TikTok is rushing to build teams around the world to moderate its streams of viral videos, after increasing concerns that its young users are being exposed to the same sort of toxic content that has plagued YouTube and Facebook. The Chinese-owned app, which has amassed over 1bn monthly users in just three years, will also outsource all decision-making about what videos are acceptable to its local teams in the US, Europe and India after running into criticism about whether it is censoring content along.

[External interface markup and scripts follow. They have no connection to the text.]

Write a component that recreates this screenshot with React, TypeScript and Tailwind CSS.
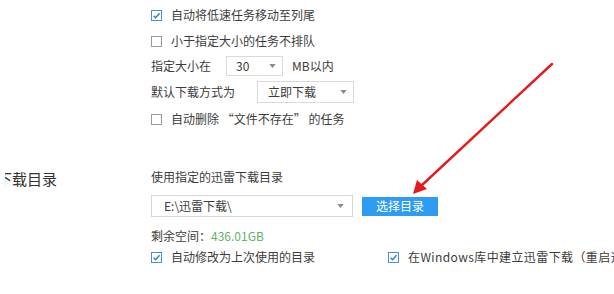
import React from 'react'

const FONT = "font-['Microsoft_YaHei','Noto_Sans_CJK_SC',sans-serif]"

const Checkbox: React.FC<{ checked?: boolean }> = ({ checked }) => (
  <span
    className={`flex h-[11px] w-[11px] shrink-0 items-center justify-center border bg-white ${
      checked ? 'border-[#4a90d9]' : 'border-[#9a9a9a]'
    }`}
  >
    {checked && (
      <svg viewBox="0 0 10 10" className="h-[9px] w-[9px]">
        <path d="M1.8 5.2 L4 7.4 L8.4 2.4" fill="none" stroke="#2f7fd6" strokeWidth="1.6" />
      </svg>
    )}
  </span>
)

const Caret: React.FC = () => (
  <svg viewBox="0 0 8 5" className="h-[4px] w-[7px]">
    <path d="M0 0 H8 L4 5 Z" fill="#8a8a8a" />
  </svg>
)

const CheckRow: React.FC<{ checked?: boolean; label: string; className?: string }> = ({
  checked,
  label,
  className = '',
}) => (
  <div className={`flex items-center gap-[9px] whitespace-nowrap ${className}`}>
    <Checkbox checked={checked} />
    <span>{label}</span>
  </div>
)

export default function App() {
  return (
    <div className={`relative h-[294px] w-[614px] overflow-hidden bg-white text-[12px] text-[#3c3c3c] ${FONT}`}>
      {/* top options */}
      <div className="flex flex-col pl-[151px] pt-[4px]">
        <CheckRow checked label="自动将低速任务移动至列尾" className="h-[22px]" />
        <CheckRow label="小于指定大小的任务不排队" className="h-[30px]" />
        <div className="flex h-[20px] items-center">
          <span className="w-[75px]">指定大小在</span>
          <div className="flex h-[20px] w-[57px] items-center justify-between border border-[#dadada] pl-[9px] pr-[6px]">
            <span>30</span>
            <Caret />
          </div>
          <span className="ml-[9px]">MB以内</span>
        </div>
        <div className="flex h-[32px] items-center">
          <span className="w-[106px]">默认下载方式为</span>
          <div className="flex h-[22px] w-[97px] items-center justify-between border border-[#dadada] pl-[10px] pr-[6px]">
            <span>立即下载</span>
            <Caret />
          </div>
        </div>
        <CheckRow label="自动删除 “文件不存在” 的任务" className="h-[22px]" />
      </div>

      {/* download directory */}
      <div className="mt-[36px] flex">
        <div className="w-[151px] shrink-0 pl-[5px] pt-[3px]">
          <div className="overflow-hidden whitespace-nowrap text-[15px] leading-[20px] text-[#333]">
            <span className="ml-[-8px]">下载目录</span>
          </div>
        </div>
        <div className="flex flex-col">
          <div className="flex h-[22px] items-center">使用指定的迅雷下载目录</div>
          <div className="mt-[7px] flex h-[22px] items-center">
            <div className="flex h-[22px] w-[202px] items-center justify-between border border-[#d6d6d6] pl-[12px] pr-[8px]">
              <span>E:\迅雷下载\</span>
              <Caret />
            </div>
            <button
              type="button"
              className="ml-[9px] flex h-[19px] w-[76px] items-center justify-center bg-[#2d9cf2] text-[12px] text-white"
            >
              选择目录
            </button>
          </div>
          <div className="mt-[9px] flex h-[20px] items-center">
            <span>剩余空间：</span>
            <span className="text-[#5bb55e]">436.01GB</span>
          </div>
          <div className="flex h-[22px] items-center">
            <CheckRow checked label="自动修改为上次使用的目录" className="w-[237px] shrink-0" />
            <CheckRow checked label="在Windows库中建立迅雷下载（重启迅雷后生效）" className="tracking-[0.4px]" />
          </div>
        </div>
      </div>

      {/* red arrow annotation */}
      <svg className="pointer-events-none absolute left-0 top-0" width="614" height="294" viewBox="0 0 614 294">
        <line x1="552" y1="64" x2="421" y2="186" stroke="#e51b1b" strokeWidth="2.4" strokeLinecap="round" />
        <polygon points="413,194 417,180 427,189" fill="#e51b1b" />
      </svg>
    </div>
  )
}
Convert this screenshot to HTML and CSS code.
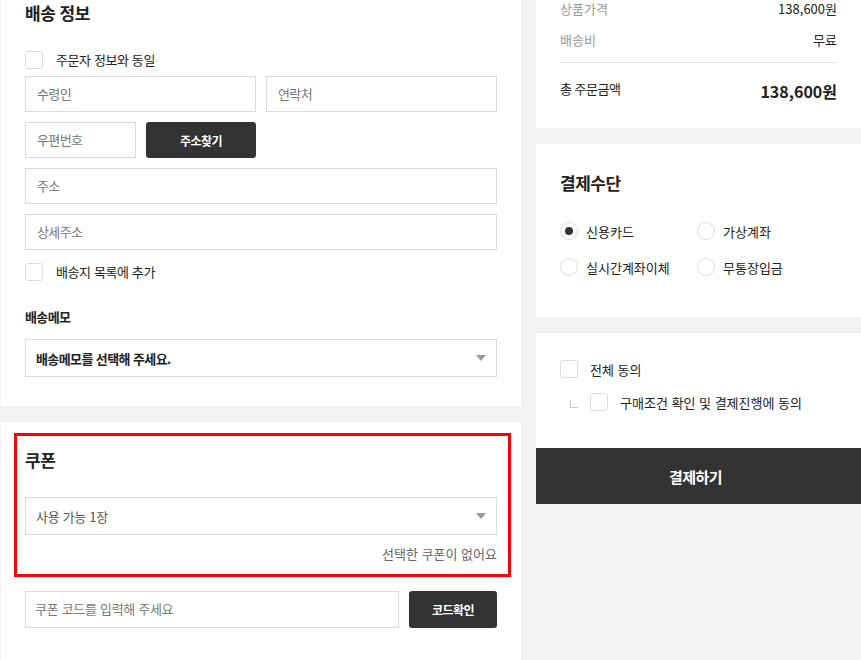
FILE: index.html
```html
<!DOCTYPE html>
<html lang="ko">
<head>
    <meta charset="UTF-8">
    <meta name="viewport" content="width=device-width, initial-scale=1.0">
    <title>주문서 작성</title>
    <link rel="stylesheet" href="styles.css">
</head>
<body>
    <div class="page">
        <!-- Left column -->
        <div class="left-col">
            <div class="card shipping-card">
                <h2 class="card-title">배송 정보</h2>

                <label class="check-row same-row">
                    <span class="check-box"></span>
                    <span class="check-label">주문자 정보와 동일</span>
                </label>

                <div class="field-row">
                    <input class="field" type="text" placeholder="수령인">
                    <input class="field" type="text" placeholder="연락처">
                </div>
                <div class="field-row">
                    <input class="field zip" type="text" placeholder="우편번호">
                    <button class="dark-btn zip-btn">주소찾기</button>
                </div>
                <div class="field-row">
                    <input class="field" type="text" placeholder="주소">
                </div>
                <div class="field-row">
                    <input class="field" type="text" placeholder="상세주소">
                </div>

                <label class="check-row add-row">
                    <span class="check-box"></span>
                    <span class="check-label">배송지 목록에 추가</span>
                </label>

                <div class="memo-label">배송메모</div>
                <div class="select memo-select">
                    <span>배송메모를 선택해 주세요.</span>
                    <span class="arrow"></span>
                </div>
            </div>

            <div class="card coupon-card">
                <h2 class="card-title">쿠폰</h2>
                <div class="select coupon-select">
                    <span>사용 가능 1장</span>
                    <span class="arrow"></span>
                </div>
                <div class="coupon-note">선택한 쿠폰이 없어요</div>

                <div class="code-row">
                    <input class="field code-input" type="text" placeholder="쿠폰 코드를 입력해 주세요">
                    <button class="dark-btn code-btn">코드확인</button>
                </div>

                <div class="highlight-frame"></div>
            </div>
        </div>

        <!-- Right column -->
        <div class="right-col">
            <div class="card summary-card">
                <div class="sum-row">
                    <span class="sum-key">상품가격</span>
                    <span class="sum-val">138,600원</span>
                </div>
                <div class="sum-row second">
                    <span class="sum-key">배송비</span>
                    <span class="sum-val">무료</span>
                </div>
                <hr class="sum-line">
                <div class="sum-row total">
                    <span class="total-key">총 주문금액</span>
                    <span class="total-val">138,600원</span>
                </div>
            </div>

            <div class="card pay-card">
                <h2 class="card-title">결제수단</h2>
                <div class="radio-grid">
                    <label class="radio-item"><span class="radio on"></span>신용카드</label>
                    <label class="radio-item"><span class="radio"></span>가상계좌</label>
                    <label class="radio-item"><span class="radio"></span>실시간계좌이체</label>
                    <label class="radio-item"><span class="radio"></span>무통장입금</label>
                </div>
            </div>

            <div class="card agree-card">
                <label class="agree-row">
                    <span class="check-box"></span>
                    <span>전체 동의</span>
                </label>
                <label class="agree-row sub">
                    <span class="tree-mark"></span>
                    <span class="check-box"></span>
                    <span>구매조건 확인 및 결제진행에 동의</span>
                </label>
            </div>
            <button class="pay-btn">결제하기</button>
        </div>
    </div>
</body>
</html>
```

FILE: styles.css
```css
body {
    margin: 0;
    background-color: #f2f2f2;
    font-family: "Noto Sans CJK KR", "Noto Sans", sans-serif;
    color: #222;
    font-size: 13px;
    overflow: hidden;
}

.page {
    display: flex;
    gap: 15px;
    padding-left: 1px;
    margin-top: -20px;
}

.left-col {
    width: 520px;
    display: flex;
    flex-direction: column;
    gap: 16px;
}

.right-col {
    flex: 1;
    display: flex;
    flex-direction: column;
}

.card {
    background-color: #ffffff;
    box-sizing: border-box;
}

.card-title {
    margin: 0;
    font-size: 17px;
    line-height: 26px;
    font-weight: 700;
    letter-spacing: -0.5px;
    color: #222;
}

/* shipping */
.shipping-card {
    padding: 20px 24px 29px 24px;
}

.check-row {
    display: flex;
    align-items: center;
    gap: 13px;
    height: 18px;
}

.same-row {
    margin-top: 25px;
}

.add-row {
    margin-top: 13px;
}

.check-box {
    width: 18px;
    height: 18px;
    box-sizing: border-box;
    border: 1px solid #dcdcdc;
    border-radius: 3px;
    background: #fff;
    flex-shrink: 0;
}

.check-label {
    font-size: 13px;
    letter-spacing: -0.4px;
    color: #222;
    margin-top: -2px;
}

.field-row {
    display: flex;
    gap: 10px;
    margin-top: 10px;
}

.same-row + .field-row {
    margin-top: 7px;
}

.field {
    flex: 1;
    min-width: 0;
    height: 36px;
    box-sizing: border-box;
    border: 1px solid #dadada;
    border-radius: 0;
    padding: 0 11px 2px 11px;
    font-family: inherit;
    font-size: 13px;
    letter-spacing: -0.6px;
    color: #222;
    background: #fff;
    outline: none;
}

.field::placeholder {
    color: #777;
}

.zip {
    flex: 0 0 111px;
}

.dark-btn {
    background-color: #333;
    color: #fff;
    border: none;
    border-radius: 3px;
    font-family: inherit;
    font-weight: 700;
    font-size: 12px;
    letter-spacing: -0.5px;
    padding: 0;
}

.zip-btn {
    width: 110px;
    height: 36px;
}

.memo-label {
    margin-top: 26px;
    line-height: 20px;
    font-size: 13px;
    font-weight: 700;
    letter-spacing: -0.6px;
}

.select {
    display: flex;
    justify-content: space-between;
    align-items: center;
    height: 38px;
    box-sizing: border-box;
    border: 1px solid #dadada;
    padding: 0 10px 0 10px;
    font-size: 13px;
    letter-spacing: -0.6px;
}

.memo-select {
    margin-top: 12px;
    font-weight: 700;
    color: #222;
}

.arrow {
    width: 0;
    height: 0;
    border-left: 5px solid transparent;
    border-right: 5px solid transparent;
    border-top: 6px solid #9a9a9a;
}

/* coupon */
.coupon-card {
    position: relative;
    padding: 25px 24px 40px 24px;
}

.coupon-select {
    margin-top: 24px;
    color: #555;
    letter-spacing: -0.3px;
}

.coupon-note {
    margin-top: 9px;
    line-height: 20px;
    text-align: right;
    color: #666;
    font-size: 13px;
}

.code-row {
    display: flex;
    gap: 10px;
    margin-top: 27px;
}

.code-input {
    height: 37px;
    padding: 0 9px 2px 9px;
    letter-spacing: -0.3px;
}

.code-btn {
    width: 88px;
    height: 37px;
}

.highlight-frame {
    position: absolute;
    top: 11px;
    left: 13px;
    width: 497px;
    height: 144px;
    box-sizing: border-box;
    border: 3px solid #ff0000;
    pointer-events: none;
}

/* summary */
.summary-card {
    padding: 20px 24px 25px 24px;
}

.sum-row {
    display: flex;
    justify-content: space-between;
    align-items: center;
    line-height: 18px;
}

.sum-row.second {
    margin-top: 13px;
}

.sum-key {
    color: #999;
    font-size: 13px;
}

.sum-val {
    color: #222;
    font-size: 13px;
}

.sum-line {
    margin: 13px 0 0 0;
    border: none;
    border-top: 1px solid #e3e3e3;
}

.sum-row.total {
    margin-top: 16px;
    line-height: 24px;
}

.total-key {
    font-size: 13px;
    letter-spacing: -0.5px;
    color: #222;
    margin-top: -4px;
}

.total-val {
    font-size: 16px;
    font-weight: 700;
    color: #222;
}

/* payment */
.pay-card {
    margin-top: 16px;
    padding: 26px 24px 41px 24px;
}

.radio-grid {
    display: grid;
    grid-template-columns: 137px 1fr;
    row-gap: 18px;
    margin-top: 26px;
}

.radio-item {
    display: flex;
    align-items: center;
    gap: 8px;
    height: 18px;
    font-size: 13px;
    color: #222;
}

.radio {
    width: 18px;
    height: 18px;
    box-sizing: border-box;
    border: 1px solid #dcdcdc;
    border-radius: 50%;
    display: flex;
    align-items: center;
    justify-content: center;
}

.radio.on::after {
    content: "";
    width: 8px;
    height: 8px;
    border-radius: 50%;
    background: #333;
}

/* agreement */
.agree-card {
    margin-top: 16px;
    padding: 27px 24px 37px 24px;
}

.agree-row {
    display: flex;
    align-items: center;
    gap: 12px;
    height: 18px;
    font-size: 13px;
    color: #222;
}

.agree-row.sub {
    margin-top: 15px;
    padding-left: 10px;
}

.tree-mark {
    width: 7px;
    height: 7px;
    border-left: 1px solid #c8c8c8;
    border-bottom: 1px solid #c8c8c8;
    margin-top: 4px;
}

.pay-btn {
    height: 56px;
    border: none;
    background-color: #333;
    color: #fff;
    font-family: inherit;
    font-weight: 700;
    font-size: 15px;
    letter-spacing: -0.5px;
    padding-right: 12px;
}
```
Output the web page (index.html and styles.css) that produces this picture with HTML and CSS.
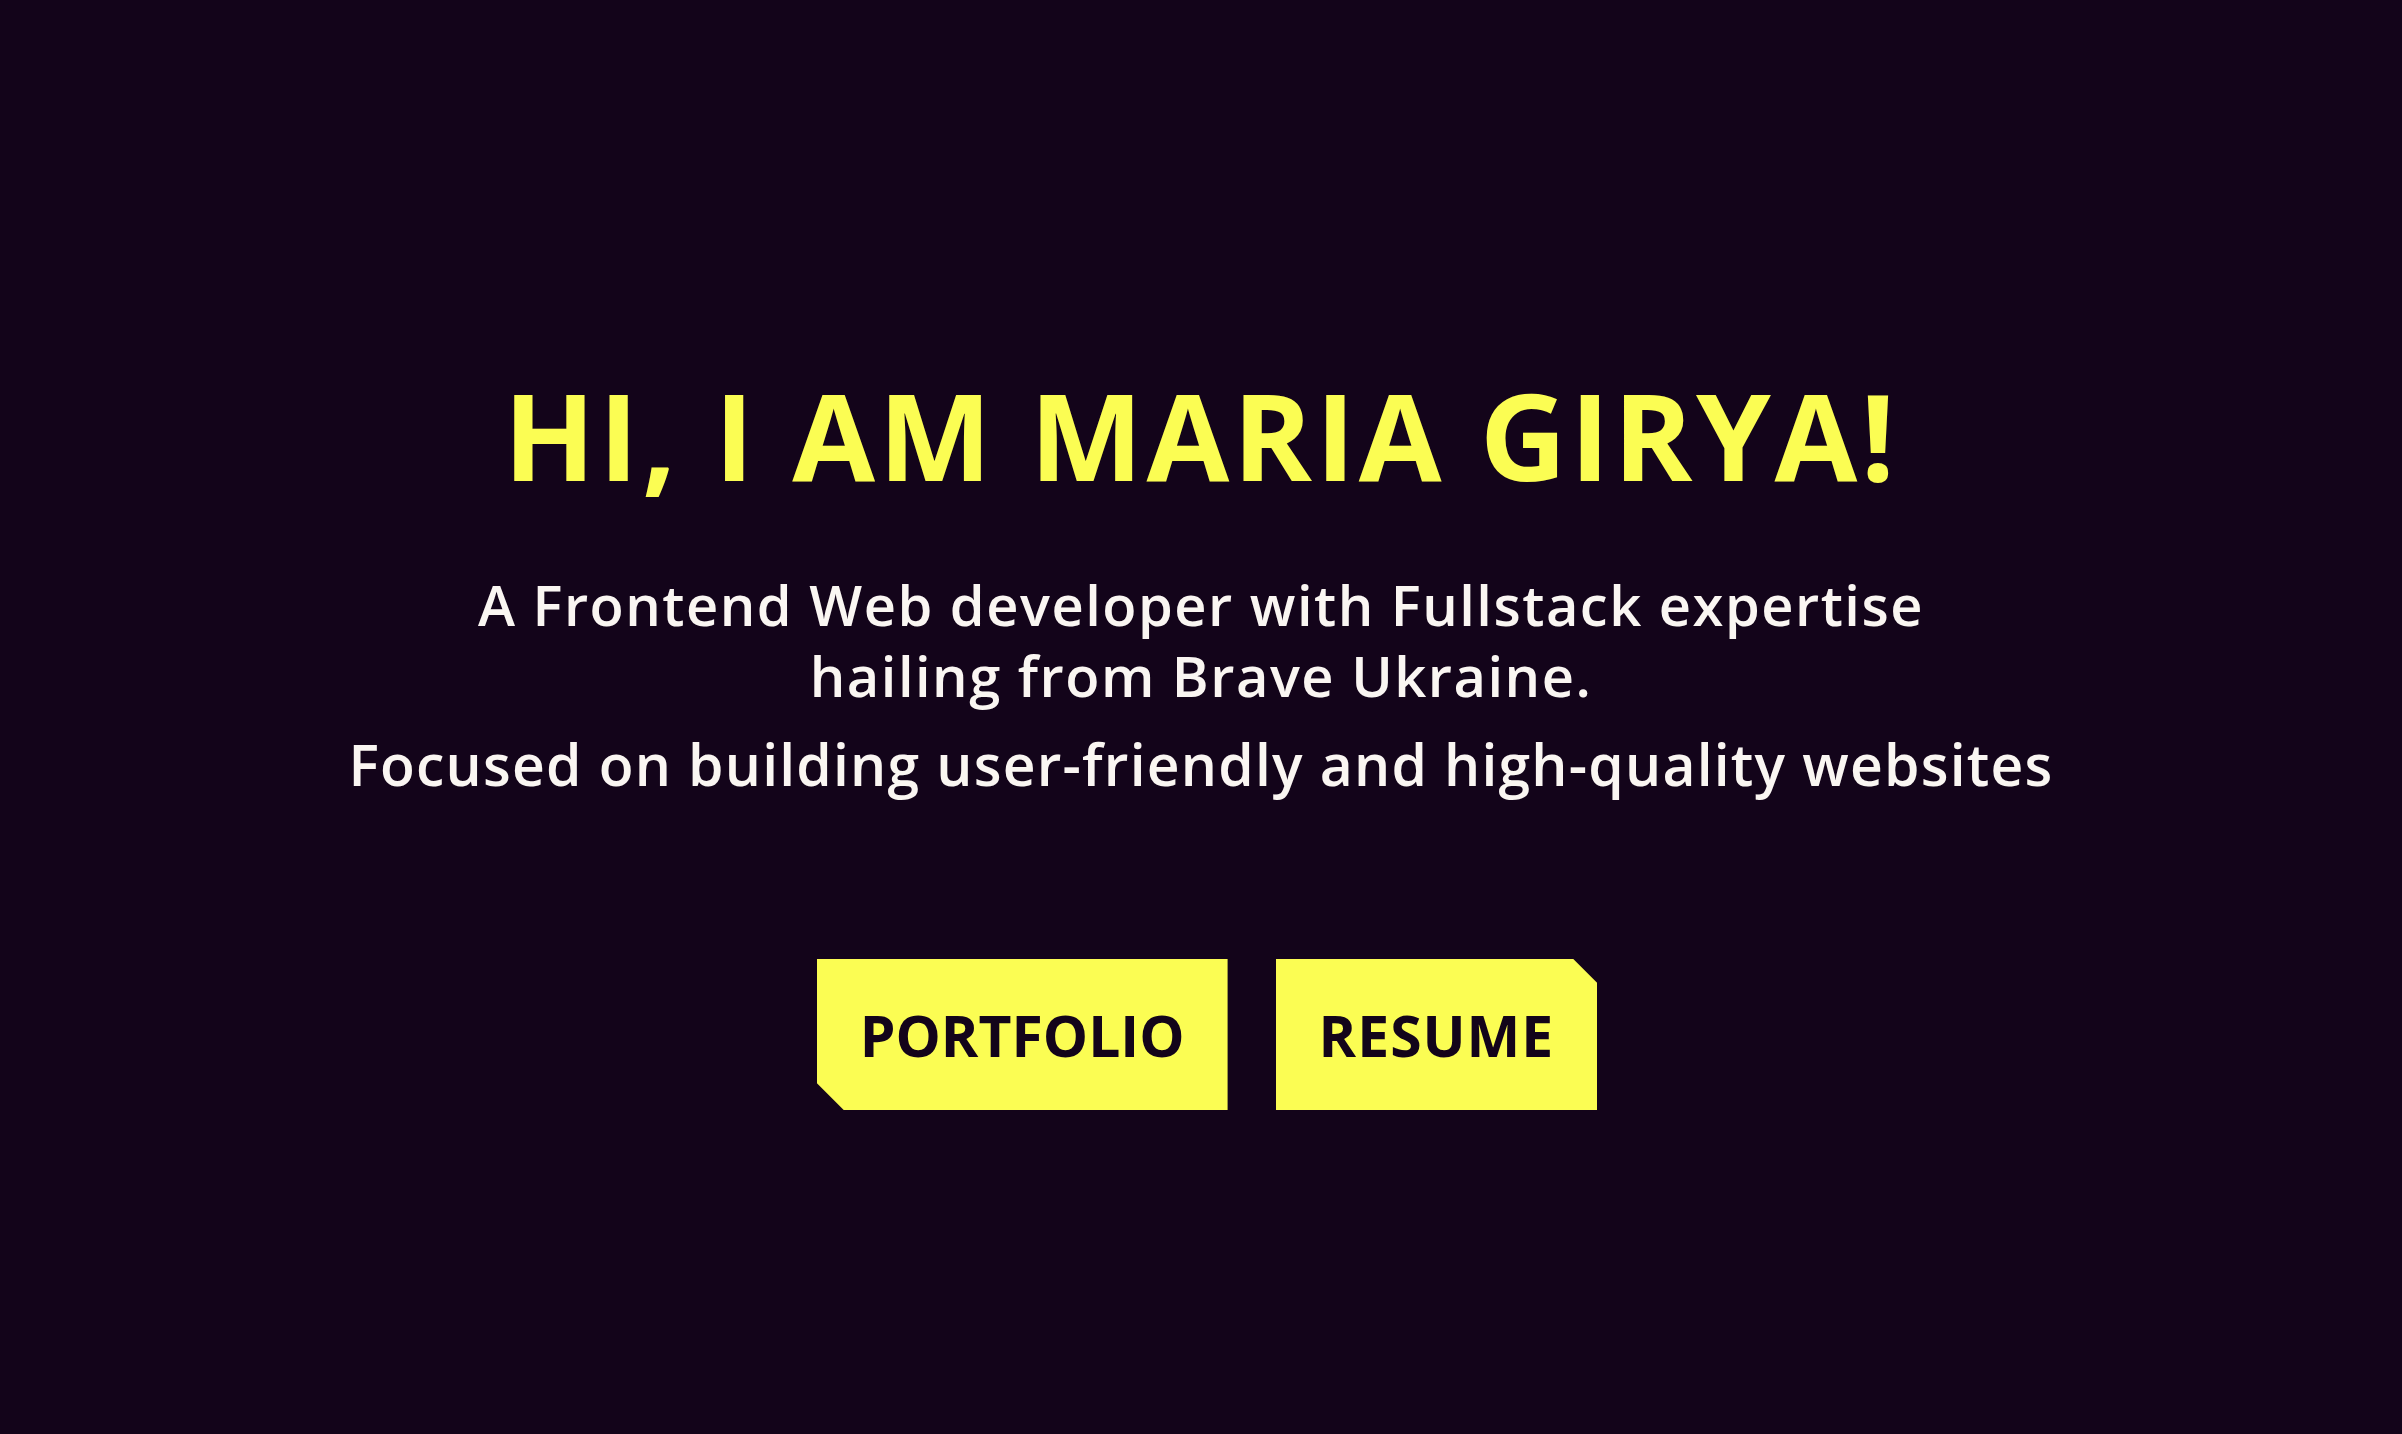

In the US, where TikTok has topped the download charts at times this year, responsibility for content has been fully localised and there are plans to add more “subject matter experts” in 2020, said Eric Han, its US head of safety. But the company is severely lagging behind its Silicon Valley rivals, who have had more time to grapple with how to protect young users from disturbing and illegal posts. Working with third-party analysts, the Financial Times found evidence of violence, hate speech, bullying and sexually explicit content on TikTok, in some cases as part of trending topics with millions of posts. Several ByteDance employees and former employees told the FT that a lack of experience among the policy teams in particular means they are currently ill-equipped to deal with its moderation problems.
“It can be quite a dangerous place for [young people],” said Darren Davidson, editor in chief at Storyful, a social media intelligence agency. “Broadly, we are seeing what we saw on the traditional platforms four or five years ago.”